This week, President Donald Trump’s Senate impeachment trial has been proceeding, with days of House Democrats publicly outlining their case charging him with abuse of power and obstruction of Congress. Led by Majority Leader Mitch McConnell (R.-Ky.) and others, Senate Republicans have been clamoring against hearing from any witnesses during the trial, whose presence would allow the case against the president to grow that much more clearly. This Thursday, on day two of the main bulk of the opening arguments, Senate Minority Leader Chuck Schumer (D-N.Y.) fiercely denounced his Republican colleagues for resorting to desperate extremes to get around the issue of witnesses.

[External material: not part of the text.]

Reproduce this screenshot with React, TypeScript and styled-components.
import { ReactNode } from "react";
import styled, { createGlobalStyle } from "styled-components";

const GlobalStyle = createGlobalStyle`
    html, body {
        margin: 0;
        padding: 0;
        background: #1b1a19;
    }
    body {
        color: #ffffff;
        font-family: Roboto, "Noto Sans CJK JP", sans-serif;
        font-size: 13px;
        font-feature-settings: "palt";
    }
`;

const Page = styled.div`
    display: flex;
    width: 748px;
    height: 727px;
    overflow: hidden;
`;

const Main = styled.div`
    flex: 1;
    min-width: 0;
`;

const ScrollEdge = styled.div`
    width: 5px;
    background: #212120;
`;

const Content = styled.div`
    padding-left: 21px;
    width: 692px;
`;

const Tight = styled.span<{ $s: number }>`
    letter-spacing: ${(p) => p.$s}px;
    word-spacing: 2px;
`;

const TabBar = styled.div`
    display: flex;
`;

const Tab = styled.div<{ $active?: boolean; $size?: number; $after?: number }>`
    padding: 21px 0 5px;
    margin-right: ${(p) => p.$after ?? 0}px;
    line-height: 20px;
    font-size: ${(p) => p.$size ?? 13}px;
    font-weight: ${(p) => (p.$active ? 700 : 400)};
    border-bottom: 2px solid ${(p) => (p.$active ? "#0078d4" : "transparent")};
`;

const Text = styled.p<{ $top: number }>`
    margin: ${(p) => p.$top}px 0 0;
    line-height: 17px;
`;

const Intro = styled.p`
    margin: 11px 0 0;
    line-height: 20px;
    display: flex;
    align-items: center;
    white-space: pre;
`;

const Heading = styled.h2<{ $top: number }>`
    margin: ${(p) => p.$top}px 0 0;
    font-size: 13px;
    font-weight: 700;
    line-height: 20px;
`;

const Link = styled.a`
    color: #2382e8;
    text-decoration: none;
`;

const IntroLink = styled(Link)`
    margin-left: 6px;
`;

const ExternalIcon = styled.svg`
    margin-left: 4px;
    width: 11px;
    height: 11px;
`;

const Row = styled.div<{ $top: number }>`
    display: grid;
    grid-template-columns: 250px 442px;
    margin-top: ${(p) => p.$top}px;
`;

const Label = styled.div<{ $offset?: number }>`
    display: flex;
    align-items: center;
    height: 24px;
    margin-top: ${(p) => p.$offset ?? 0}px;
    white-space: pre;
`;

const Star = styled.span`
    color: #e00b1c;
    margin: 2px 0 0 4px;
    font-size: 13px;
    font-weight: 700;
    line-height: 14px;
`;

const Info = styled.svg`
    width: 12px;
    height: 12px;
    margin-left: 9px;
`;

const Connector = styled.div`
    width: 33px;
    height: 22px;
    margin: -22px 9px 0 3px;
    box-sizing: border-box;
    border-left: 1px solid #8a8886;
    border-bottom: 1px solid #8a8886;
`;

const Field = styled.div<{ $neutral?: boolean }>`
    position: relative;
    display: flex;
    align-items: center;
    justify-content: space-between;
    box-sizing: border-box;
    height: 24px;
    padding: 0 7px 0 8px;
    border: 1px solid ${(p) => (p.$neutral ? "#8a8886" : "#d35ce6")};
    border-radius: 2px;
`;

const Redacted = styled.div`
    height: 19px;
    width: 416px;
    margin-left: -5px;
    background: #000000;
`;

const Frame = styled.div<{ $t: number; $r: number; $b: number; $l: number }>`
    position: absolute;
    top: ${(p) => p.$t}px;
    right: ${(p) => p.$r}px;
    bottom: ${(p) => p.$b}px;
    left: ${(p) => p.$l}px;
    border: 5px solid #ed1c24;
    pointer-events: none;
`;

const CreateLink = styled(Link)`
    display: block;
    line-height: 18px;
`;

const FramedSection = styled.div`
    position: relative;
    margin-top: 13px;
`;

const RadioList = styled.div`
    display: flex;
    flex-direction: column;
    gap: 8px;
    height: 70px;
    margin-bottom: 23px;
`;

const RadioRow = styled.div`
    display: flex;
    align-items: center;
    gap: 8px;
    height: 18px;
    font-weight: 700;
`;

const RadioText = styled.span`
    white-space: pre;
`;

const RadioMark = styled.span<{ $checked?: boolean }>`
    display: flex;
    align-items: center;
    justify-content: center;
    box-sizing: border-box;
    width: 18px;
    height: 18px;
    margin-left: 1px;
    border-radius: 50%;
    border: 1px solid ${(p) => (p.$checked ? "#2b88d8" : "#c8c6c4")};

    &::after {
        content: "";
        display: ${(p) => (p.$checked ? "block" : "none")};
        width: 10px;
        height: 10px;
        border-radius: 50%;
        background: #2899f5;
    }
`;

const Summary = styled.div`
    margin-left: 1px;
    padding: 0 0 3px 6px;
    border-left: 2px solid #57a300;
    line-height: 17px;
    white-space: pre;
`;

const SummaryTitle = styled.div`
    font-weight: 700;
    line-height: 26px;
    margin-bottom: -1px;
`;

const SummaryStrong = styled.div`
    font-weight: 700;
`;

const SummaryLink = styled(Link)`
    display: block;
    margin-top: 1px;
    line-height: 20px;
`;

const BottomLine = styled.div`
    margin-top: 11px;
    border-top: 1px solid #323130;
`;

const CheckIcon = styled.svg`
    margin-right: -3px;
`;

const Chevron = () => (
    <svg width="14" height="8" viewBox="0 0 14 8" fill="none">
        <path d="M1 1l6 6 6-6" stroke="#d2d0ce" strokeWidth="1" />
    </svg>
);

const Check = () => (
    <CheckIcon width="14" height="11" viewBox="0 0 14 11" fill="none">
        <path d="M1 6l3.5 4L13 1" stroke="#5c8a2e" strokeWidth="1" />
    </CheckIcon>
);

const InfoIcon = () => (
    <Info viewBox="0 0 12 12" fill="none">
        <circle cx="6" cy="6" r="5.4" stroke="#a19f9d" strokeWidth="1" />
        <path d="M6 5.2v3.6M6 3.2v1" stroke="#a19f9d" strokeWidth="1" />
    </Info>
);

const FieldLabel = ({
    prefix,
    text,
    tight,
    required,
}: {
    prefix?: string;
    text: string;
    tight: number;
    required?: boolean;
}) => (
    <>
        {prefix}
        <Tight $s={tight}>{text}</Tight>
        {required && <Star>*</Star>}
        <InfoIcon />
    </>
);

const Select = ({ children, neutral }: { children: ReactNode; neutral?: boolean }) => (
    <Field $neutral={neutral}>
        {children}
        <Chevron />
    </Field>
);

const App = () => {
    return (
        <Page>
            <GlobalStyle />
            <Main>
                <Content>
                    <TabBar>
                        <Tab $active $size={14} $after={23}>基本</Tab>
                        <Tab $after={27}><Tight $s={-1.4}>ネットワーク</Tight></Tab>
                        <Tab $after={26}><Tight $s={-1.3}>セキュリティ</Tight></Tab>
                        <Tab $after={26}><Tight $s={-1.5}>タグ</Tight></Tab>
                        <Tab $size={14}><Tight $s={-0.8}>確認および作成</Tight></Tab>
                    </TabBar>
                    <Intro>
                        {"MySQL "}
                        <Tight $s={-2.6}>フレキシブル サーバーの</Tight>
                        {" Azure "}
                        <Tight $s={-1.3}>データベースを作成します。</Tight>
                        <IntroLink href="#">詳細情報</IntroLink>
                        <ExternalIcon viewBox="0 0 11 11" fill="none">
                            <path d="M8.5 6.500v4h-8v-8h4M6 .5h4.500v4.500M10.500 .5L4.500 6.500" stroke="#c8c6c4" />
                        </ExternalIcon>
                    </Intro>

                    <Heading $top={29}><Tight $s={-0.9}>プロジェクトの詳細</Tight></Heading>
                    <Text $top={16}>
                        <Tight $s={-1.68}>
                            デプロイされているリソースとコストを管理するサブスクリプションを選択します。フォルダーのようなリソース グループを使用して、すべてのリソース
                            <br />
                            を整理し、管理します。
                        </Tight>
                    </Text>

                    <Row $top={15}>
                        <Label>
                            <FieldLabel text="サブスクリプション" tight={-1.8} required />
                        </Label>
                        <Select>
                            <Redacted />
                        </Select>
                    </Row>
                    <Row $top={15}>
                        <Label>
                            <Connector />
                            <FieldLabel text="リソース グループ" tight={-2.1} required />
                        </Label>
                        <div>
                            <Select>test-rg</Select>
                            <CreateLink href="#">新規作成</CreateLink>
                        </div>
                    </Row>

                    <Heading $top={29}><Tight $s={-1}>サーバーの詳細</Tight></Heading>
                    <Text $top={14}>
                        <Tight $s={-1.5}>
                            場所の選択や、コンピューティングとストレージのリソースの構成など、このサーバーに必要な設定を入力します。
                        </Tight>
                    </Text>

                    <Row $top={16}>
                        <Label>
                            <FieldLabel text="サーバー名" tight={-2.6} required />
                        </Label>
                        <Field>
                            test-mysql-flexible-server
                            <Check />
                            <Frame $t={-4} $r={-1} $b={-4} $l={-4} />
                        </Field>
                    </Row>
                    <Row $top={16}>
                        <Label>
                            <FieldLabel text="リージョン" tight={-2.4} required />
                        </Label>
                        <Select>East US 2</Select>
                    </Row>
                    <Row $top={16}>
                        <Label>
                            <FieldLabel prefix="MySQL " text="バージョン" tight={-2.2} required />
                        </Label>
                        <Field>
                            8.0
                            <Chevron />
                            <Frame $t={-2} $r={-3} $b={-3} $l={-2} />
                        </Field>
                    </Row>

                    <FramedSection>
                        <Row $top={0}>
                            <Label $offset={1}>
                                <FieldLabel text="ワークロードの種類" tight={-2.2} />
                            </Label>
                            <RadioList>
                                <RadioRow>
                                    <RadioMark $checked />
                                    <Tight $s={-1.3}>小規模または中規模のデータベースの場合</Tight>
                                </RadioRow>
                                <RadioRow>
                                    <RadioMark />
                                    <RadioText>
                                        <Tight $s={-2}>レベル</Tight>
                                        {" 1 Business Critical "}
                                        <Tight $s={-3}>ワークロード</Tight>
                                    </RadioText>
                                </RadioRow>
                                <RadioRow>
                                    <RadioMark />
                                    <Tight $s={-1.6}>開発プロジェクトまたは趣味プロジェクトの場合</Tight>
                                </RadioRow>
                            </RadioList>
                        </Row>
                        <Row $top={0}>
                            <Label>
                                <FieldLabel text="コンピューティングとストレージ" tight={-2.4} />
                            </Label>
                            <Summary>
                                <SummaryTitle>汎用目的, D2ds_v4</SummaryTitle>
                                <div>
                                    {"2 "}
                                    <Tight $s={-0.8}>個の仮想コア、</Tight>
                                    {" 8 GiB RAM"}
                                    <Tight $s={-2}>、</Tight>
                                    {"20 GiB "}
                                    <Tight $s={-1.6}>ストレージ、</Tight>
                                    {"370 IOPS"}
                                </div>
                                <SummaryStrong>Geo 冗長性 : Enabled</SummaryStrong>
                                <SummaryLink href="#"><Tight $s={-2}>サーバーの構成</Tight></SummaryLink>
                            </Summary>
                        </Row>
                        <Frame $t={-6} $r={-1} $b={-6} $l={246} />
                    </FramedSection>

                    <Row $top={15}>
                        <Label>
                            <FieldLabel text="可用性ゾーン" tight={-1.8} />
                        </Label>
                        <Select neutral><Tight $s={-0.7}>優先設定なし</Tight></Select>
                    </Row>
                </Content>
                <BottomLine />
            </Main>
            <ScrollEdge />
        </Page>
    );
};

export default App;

He insisted that they’re just focusing on “so-called outrages” and “shiny objects” that are “irrelevant to a fair trial,” and he added to reporters:
‘I think the case for witnesses and documents is so self-evident that many of my Republican colleagues are desperate to talk about anything else, they are so eager to change the conversation. They try to turn you, the press and the American people away to look at something else that has nothing to do with a trial.’
In the opening days of the trial, Republican arguments have centered on increasingly outlandish rabbit trails about the process. Including the president’s own defense team, they’ve brazenly lied and claimed that Republicans were kept out of the House proceedings — they were at all the hearings and got their chances to ask questions — and they have refused to acknowledge the potential material relevance of the witnesses that Democrats are after. That list includes Trump’s former national security adviser John Bolton, current White House chief of staff Mick Mulvaney, and others, all of whom have firsthand perspectives on the president’s plot to pressure Ukraine into investigating his opponents.
On Thursday, Schumer said that he didn’t know if enough Republican Senators would defect from the majority in order to ensure the presence of witnesses, but he said that he was working on the issue.
‘Am I certain that we’ll get those four Republicans? Absolutely not. Am I certain that we won’t absolutely get those four Republicans? Absolutely not. I have hope… that we might get the witnesses and documents by the end of the day.’
He noted that impeachment case managers had presented their evidence “in precise and devastating detail,” but he still does not know if it was enough — although he did acknowledge that:
‘It may have planted the first seed in their minds that yes, the president did something very wrong here.’
Watch his news conference:
His suggestion is reminiscent of the question from MSNBC contributor Matthew Miller, who asked where the “split is between GOP Senators who know Trump did something impeachable and will vote to acquit anyway and those in fantasyland who can’t even admit to themselves he did anything wrong.”
I truly wonder what the split is between GOP Senators who know Trump did something impeachable and will vote to acquit anyway and those in fantasyland who can't even admit to themselves he did anything wrong.
— Matthew Miller (@matthewamiller) January 22, 2020
At present, the question of whether or not to hear from witnesses is slated to be considered around next week, after opening arguments conclude and Senators submit their initial questions. Those opening arguments have already been tense; U.S. Supreme Court Justice John Roberts, who’s moderating the proceedings, stepped in with an admonishment for both sides to tone down their rhetoric earlier this week.